After running this command, you will find the feature vectors stressed with (1) in your files_output_folder. And we have to apply the second transformation now, running the following command:

A_generate_quantization(
output_folder,
experiment_name,
path_to_train_folder_with_feature_vector_files,
number_of_the_experiment,
number_of_values_to_keep).

Where:

  • output_folder = path to save the transformation files, necessary for applying the transformation later;
  • experiment_name = name of the experiment;
  • path_to_train_folder_with_feature_vector_files = path to the train folder with the files that were ALREADY TRANSFORMED BY THE DIMENSIONALITY REDUCTION, the transformation will be calculated based on it;
  • number_of_the_experiment = single-dictionary (1) or multiple-dictionaries (2);
  • number_of_values_to_keep = number of desired values in the dictionary.
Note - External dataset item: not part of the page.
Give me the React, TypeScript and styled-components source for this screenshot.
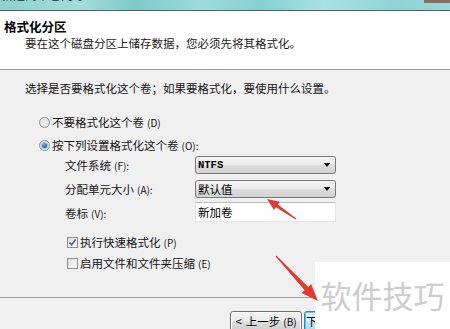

After running the command, you will find in the output_folder a file named <experiment_name>.mat. This is the transformation file, keep it safe for now.

Now, for effectively applying the transformation to your feature vectors you just have to call the following command:

B_apply_transformation(
files_output_folder,
path_to_input_folder_or_single_feature_vector,
full_path_to_the_transformation_file);

Where:

  • files_output_folder = where to save the transformed descriptors;
  • path_to_input_folder_or_single_feature_vector = path to a folder or to a single image descriptor ALREADY TRANSFORMED BY THE DIMENSIONALITY REDUCTION, the transformation will be applied to all files in the folder, or to the indicated image descriptor;
  • full_path_to_the_transformation_file = full path to the transformation file, generated in the step A; it should be a .mat file.

After running this command, you will find the stressed feature vectors in your files_output_folder. And there you go! They're read for your classifier.